What is Simple Linear Regression?

Simple Linear Regression models the relationship between two variables by fitting a linear equation into observed data
One variable is considered independent (in our case, Class)
One variable is considered dependent (in our case, Survival)

Class vs Survival Linear Regression Test

We want to find the relationship of passenger class to chance of survival
Passenger class is our independent variable and chance of survival is our dependent variable

Linear Regression Results

Linear Regression Results (cont.)

## 
## Call:
## lm(formula = titanic$Survived ~ titanic$Pclass)
## 
## Residuals:
##     Min      1Q  Median      3Q     Max 
## -0.6416 -0.2476 -0.2476  0.3584  0.7524 
## 
## Coefficients:
##                Estimate Std. Error t value Pr(>|t|)    
## (Intercept)     0.83863    0.04510   18.60   <2e-16 ***
## titanic$Pclass -0.19700    0.01837  -10.72   <2e-16 ***
## ---
## Signif. codes:  0 '***' 0.001 '**' 0.01 '*' 0.05 '.' 0.1 ' ' 1
## 
## Residual standard error: 0.4581 on 889 degrees of freedom
##   (418 observations deleted due to missingness)
## Multiple R-squared:  0.1146, Adjusted R-squared:  0.1136 
## F-statistic:   115 on 1 and 889 DF,  p-value: < 2.2e-16

Linear Regression Results (cont.)

To prove that this model is accurate in predicting the survival probability by class we can run an F test on the regression at alpha = .05
- Ho = The regression model is not accurate
- Ha = The regression model is accurate
Since p is approx. 0 and p < alpha = .05, we reject the null hypothesis and there is sufficient evidence that the model predicted survival chance

Linear Regression Results (cont.)

We now want to view the the number of survivors and those who died by class in a stacked bar chart. We’re going to filter all the NA in the “Survived” column, and count the people by Class and Survival. Then we create a bar plot, with x as class, y as number of survivors and those who died, and fill as survival

byclass = titanic %>%
  filter(!is.na(Survived)) %>%
  select(Pclass, Survived) %>%
  count(Pclass, Survived) %>%
  mutate(Survived = ifelse(Survived == 0, "Died", "Survived"))

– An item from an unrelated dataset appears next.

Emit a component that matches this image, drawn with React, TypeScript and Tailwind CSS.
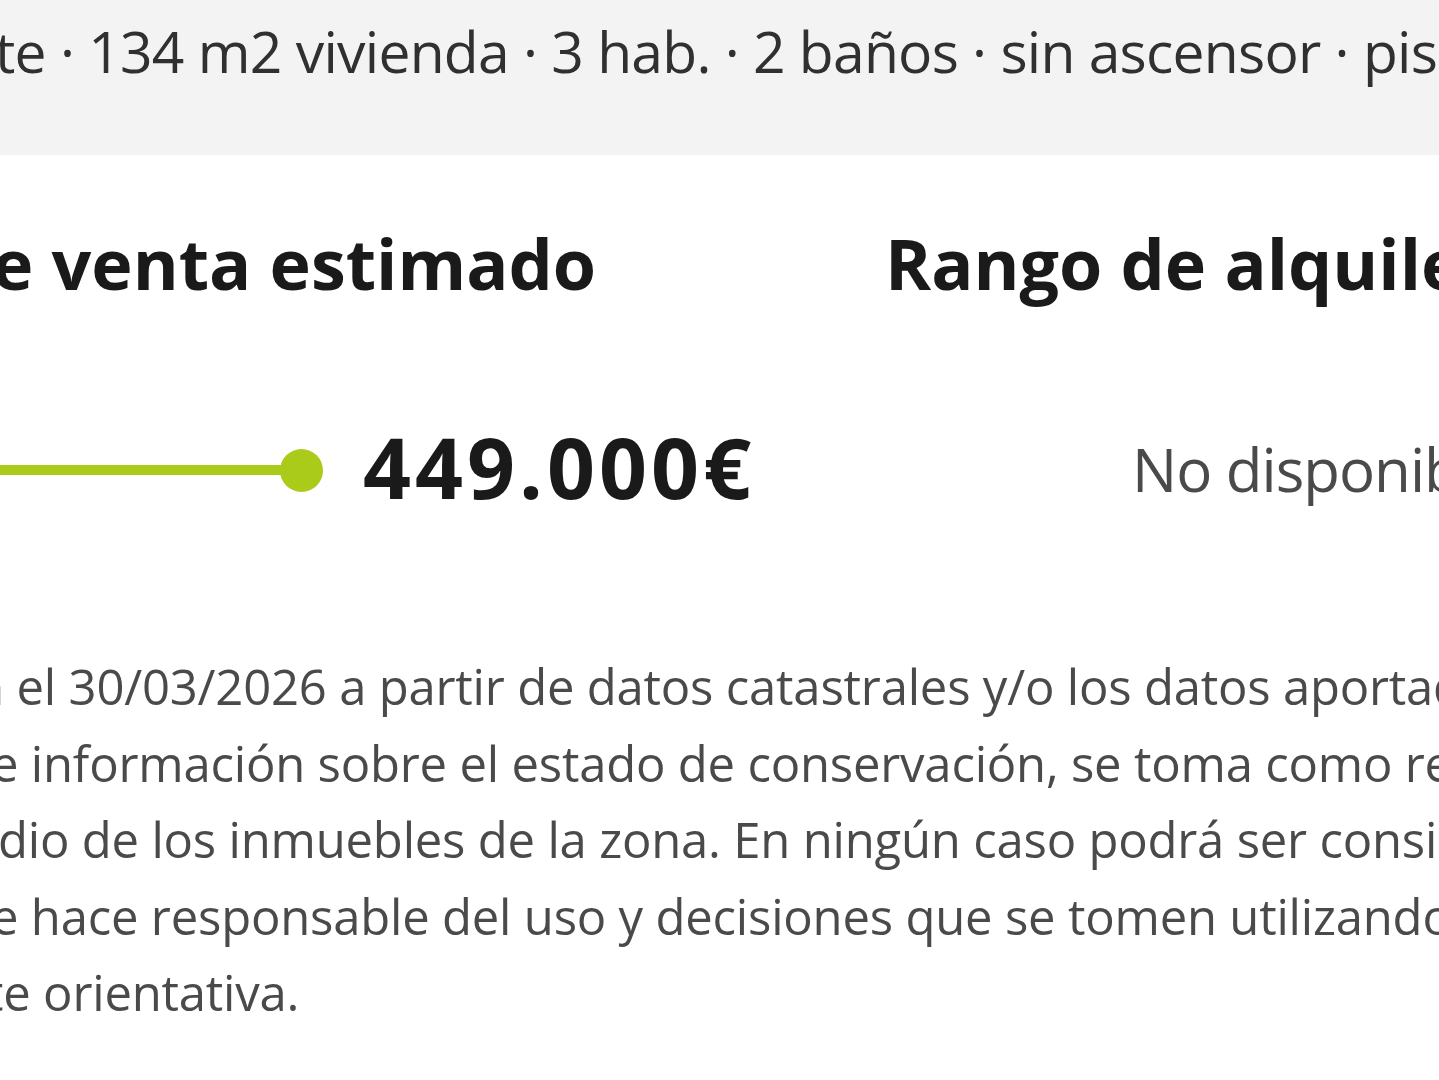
import React from "react";

const font = { fontFamily: '"Open Sans", "Noto Sans", sans-serif' };

const bodyLines = [
  { text: "a el 30/03/2026 a partir de datos catastrales y/o los datos aportados", ml: "-ml-[23px]" },
  { text: "e información sobre el estado de conservación, se toma como referencia", ml: "-ml-[9px]" },
  { text: "dio de los inmuebles de la zona. En ningún caso podrá ser considerada", ml: "-ml-[2px]" },
  { text: "e hace responsable del uso y decisiones que se tomen utilizando", ml: "-ml-[9px]" },
  { text: "te orientativa.", ml: "-ml-[14px]" },
];

export default function App() {
  return (
    <div
      className="w-[1439px] h-[1080px] overflow-hidden bg-white antialiased"
      style={font}
    >
      {/* property summary bar */}
      <div className="h-[155px] bg-[#f3f3f3] pt-[16px] overflow-hidden">
        <p className="-ml-[5px] whitespace-nowrap text-[57px] leading-[70px] text-[#303030] tracking-[-0.75px]">
          te · 134 m2 vivienda · 3 hab. · 2 baños · sin ascensor · piso 2
        </p>
      </div>

      {/* valuation columns */}
      <div className="flex overflow-hidden">
        <div className="w-[885px] shrink-0 overflow-hidden">
          <h2 className="mt-[68px] -ml-[8px] whitespace-nowrap text-[70px] leading-[80px] font-bold text-[#1a1a1a]">
            e venta estimado
          </h2>
          <div className="mt-[119px] flex items-center">
            <div className="mt-[6px] h-[10px] w-[300px] bg-[#abcb1b]" />
            <div className="mt-[6px] -ml-[20px] h-[43px] w-[43px] rounded-full bg-[#abcb1b]" />
            <span className="ml-[40px] whitespace-nowrap text-[84px] leading-[90px] font-bold text-[#1a1a1a] tracking-[4px]">
              449.000€
            </span>
          </div>
        </div>
        <div className="flex-1 overflow-hidden">
          <h2 className="mt-[68px] whitespace-nowrap text-[70px] leading-[80px] font-bold text-[#1a1a1a]">
            Rango de alquiler estimado
          </h2>
          <p className="mt-[121px] ml-[247px] whitespace-nowrap text-[60px] leading-[90px] text-[#4a4a4a] tracking-[-1px]">
            No disponible
          </p>
        </div>
      </div>

      {/* disclaimer */}
      <div className="mt-[134px] overflow-hidden">
        {bodyLines.map((line) => (
          <p
            key={line.text}
            className={`${line.ml} whitespace-nowrap text-[49px] leading-[76.5px] text-[#4a4a4a] tracking-[-0.2px]`}
          >
            {line.text}
          </p>
        ))}
      </div>
    </div>
  );
}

ggplot(byclass, aes(x = Pclass, y = n, fill = Survived, label = n)) +
  geom_bar(color = "black", stat = "identity") + scale_fill_hue(name = "") +
  geom_text(position = position_stack(vjust = .5)) +
  xlab("Class") + ylab("Number of Passengers")+
  ggtitle("Passengers by Class", )

Linear Regression Results (cont.)

Linear Regression analysis continued: The equation of our linear regression test:
\(expected percentage of survival = .83863 - .197 * (passenger class)\)

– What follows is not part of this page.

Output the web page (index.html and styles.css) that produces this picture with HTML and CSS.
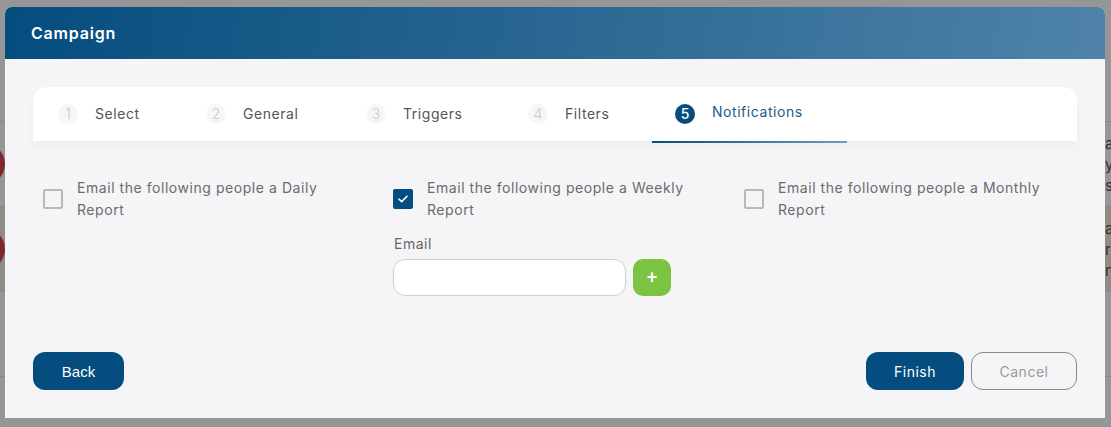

The expected percentage of survival of each of the classes:
- First Class: .64163
- Second Class: .44463
- Third Class: .24763

The actual percentage of survival of each of the classes:
- First Class: .62963
- Second Class: .47283
- Third Class: .24236

Because the expected and actual percentage of survivors are relatively similar we conclude that the model is accurate

Adding Gender into the mix

After much evidence showing that there is a relationship between passenger class and chance of survival, we decided to add the variable of gender to see if gender in passenger class also had a relationship with chance of survival

Adding Gender into the mix (cont.)

## `summarise()` has grouped output by 'Sex'. You can override using the `.groups` argument.
## `summarise()` has grouped output by 'Sex'. You can override using the `.groups` argument.

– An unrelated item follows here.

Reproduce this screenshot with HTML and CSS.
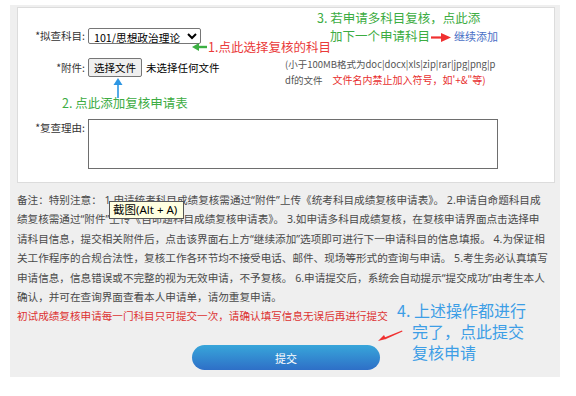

This graph shows that the proportion of survivors based of each class heavily favored the females.

Concluding Thoughts

In conclusion, there does seem to be a correlation between passenger class and chance of survival. First using the chi-squared test, we determined there seemed to be some sort of relationship between the two. Using the linear regression model, expected percentage of survival and actual percentage of survival, we determined that there was a correlation between passenger class and chance of survival. To end, we wanted to see if class vs survival had a more specific relationship, in this case gender. We determined that there was a visible relationship in the bar graph of the proportion of survivors by class and gender.